Vielleicht fühlen sich die europäischen Beamten deshalb auf den Schlips getreten. Sie messen ihre Politik nicht an den wirtschaftlichen Auswirkungen, sondern an den politischen Folgen, und die Position der EU als Anführerin des Klimakreuzzugs scheint immer noch unerschütterlich.

Einheimische Firmen lassen sich von einem Heer angeheuerter Klima-Lobbyisten einschüchtern, amerikanische oder katarische Firmen hingegen kaum. Aber auch mit ihnen spielt die EU nicht ganz ohne Karten. Die Nachfrage nach einer kohlenstoffarmen Gas- und Ölproduktion ist eine Geschäftschance. Weltweit gibt es erste Beispiele für emissionsarme Projekte, bei denen die Nutzung erneuerbarer Energien mit der unterirdischen Kohlenstoffspeicherung kombiniert wird, die eine solche Aktivität bietet. Der Rohstoff aus einem solchen Projekt kann auf dem Markt einen Spitzenpreis erzielen.

Das Problem ist jedoch, dass es keine internationalen Standards für kohlenstoffarmes LNG gibt und jeder Kunde sich darunter etwas anderes vorstellt. Erste Marktlösungen für eine internationale Zertifizierung werden jedoch bereits angeboten.

Aber kohlenstoffarme Upstream-Projekte kommen nur stückweise auf den Markt und werden bis 2027 nur einen kleinen Teil des weltweiten LNG-Angebots ausmachen. Vielleicht rechnet die EU eher damit, dass die USA und Katar ihren Bluff durchschauen und im Gegenzug für Investitionen in neue Technologien tatsächlich auf den attraktiven europäischen Markt verzichten.
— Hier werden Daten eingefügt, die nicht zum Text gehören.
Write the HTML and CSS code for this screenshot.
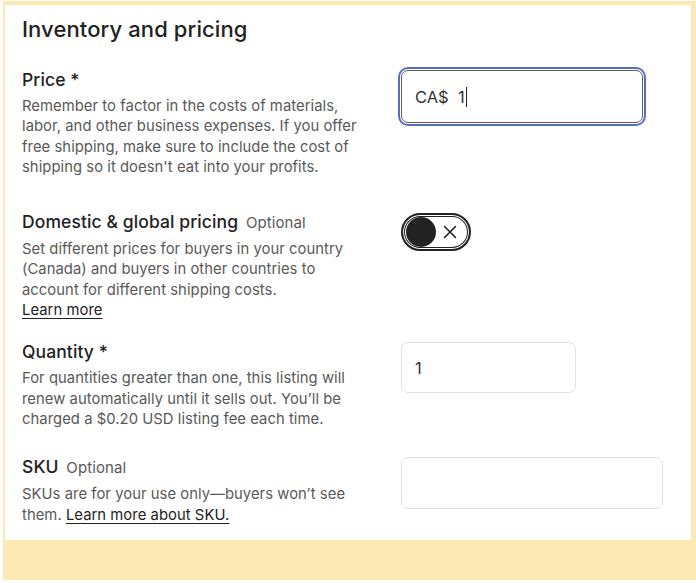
FILE: index.html
```html
<!DOCTYPE html>
<html lang="en">
<head>
<meta charset="utf-8">
<title>Inventory and pricing</title>
<link rel="stylesheet" href="styles.css">
</head>
<body>
<div class="frame">
  <section class="card">
    <h2 class="title">Inventory and pricing</h2>

    <div class="row row-price">
      <div class="info">
        <div class="label">Price *</div>
        <p class="desc">Remember to factor in the costs of materials, labor, and other business expenses. If you offer free shipping, make sure to include the cost of shipping so it doesn't eat into your profits.</p>
      </div>
      <div class="control">
        <div class="input input-price focused"><span class="value">CA$&nbsp; 1</span><span class="caret"></span></div>
      </div>
    </div>

    <div class="row row-global">
      <div class="info">
        <div class="label">Domestic &amp; global pricing <span class="optional">Optional</span></div>
        <p class="desc">Set different prices for buyers in your country (Canada) and buyers in other countries to account for different shipping costs.<br><a class="link" href="#">Learn more</a></p>
      </div>
      <div class="control">
        <div class="toggle">
          <span class="knob"></span>
          <svg class="toggle-x" width="14" height="14" viewBox="0 0 14 14" aria-hidden="true"><path d="M1.5 1.5 L12.5 12.5 M12.5 1.5 L1.5 12.5" stroke="#222" stroke-width="1.6" fill="none" stroke-linecap="round"/></svg>
        </div>
      </div>
    </div>

    <div class="row row-qty">
      <div class="info">
        <div class="label">Quantity *</div>
        <p class="desc">For quantities greater than one, this listing will renew automatically until it sells out. You’ll be charged a $0.20 USD listing fee each time.</p>
      </div>
      <div class="control">
        <div class="input input-qty"><span class="value">1</span></div>
      </div>
    </div>

    <div class="row row-sku">
      <div class="info">
        <div class="label">SKU <span class="optional">Optional</span></div>
        <p class="desc">SKUs are for your use only—buyers won’t see them. <a class="link" href="#">Learn more about SKU.</a></p>
      </div>
      <div class="control">
        <div class="input input-sku"></div>
      </div>
    </div>
  </section>
</div>
</body>
</html>
```
FILE: styles.css
```css
* { box-sizing: border-box; }
html, body { margin: 0; padding: 0; background: #fff; }
body {
  font-family: "Inter", "Liberation Sans", sans-serif;
  color: #222;
}
.frame {
  margin: 1px 0 0 3px;
  width: 693px;
  height: 579px;
  background: #fde9b3;
  padding: 4px 5px 0 2px;
}
.card {
  background: #fff;
  height: 535px;
  padding: 10px 17px 0 17px;
}
.title {
  margin: 0;
  font-size: 22px;
  line-height: 28px;
  font-weight: 500;
  letter-spacing: 0.1px;
  color: #222;
}
.row {
  display: grid;
  grid-template-columns: 345px 1fr;
  column-gap: 34px;
}
.row-price { margin-top: 24px; }
.row-global { margin-top: 33px; }
.row-qty { margin-top: 20px; }
.row-sku { margin-top: 26px; }
.label {
  font-size: 17.5px;
  line-height: 24px;
  font-weight: 500;
  letter-spacing: 0.1px;
  color: #222;
}
.row-price .label { margin-top: 1px; }
.optional {
  font-size: 15px;
  font-weight: 400;
  letter-spacing: 0.1px;
  color: #595959;
  margin-left: 3px;
}
.desc {
  margin: 4px 0 0;
  font-size: 14.8px;
  line-height: 20.3px;
  letter-spacing: 0.05px;
  color: #595959;
}
.link {
  color: #222;
  text-decoration: underline;
  text-underline-offset: 3px;
}
.control { padding-top: 2px; }
.input {
  display: flex;
  align-items: center;
  border: 1px solid #e1e1e1;
  border-radius: 7px;
  background: #fff;
  padding: 0 13px;
  font-size: 16.5px;
  color: #333;
}
.input.focused {
  border-color: #5e5e5e;
  outline: 2px solid #5470c6;
  outline-offset: 1px;
}
.input-price { width: 242px; height: 53px; margin-top: 1px; }
.input-qty { width: 175px; height: 51px; }
.input-sku { width: 262px; height: 52px; }
.caret {
  display: inline-block;
  width: 1px;
  height: 20px;
  background: #222;
  margin-left: 1px;
}
.toggle {
  width: 70px;
  height: 38px;
  margin-top: 1px;
  border: 2px solid #222;
  border-radius: 20px;
  box-shadow: inset 0 0 0 1px #fff, inset 0 0 0 2px #222;
  display: flex;
  align-items: center;
  padding-left: 3px;
}
.knob {
  width: 30px;
  height: 30px;
  border-radius: 50%;
  background: #222;
}
.toggle-x { margin-left: 7px; }
```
Der so genannte Omnibus, ein Gesetzespaket zur Vereinfachung der Berichtspflicht und anderer bürokratischer Vorschriften für europäische Unternehmen, ist mit einigen Zugeständnissen der EU im Rahmen der CSDDD verbunden.

Allerdings ist die EU bei der Planung von Energiestrategien notorisch schlecht. Wir können nur hoffen, dass sie dieses Mal das Spiel und ihre Karten versteht.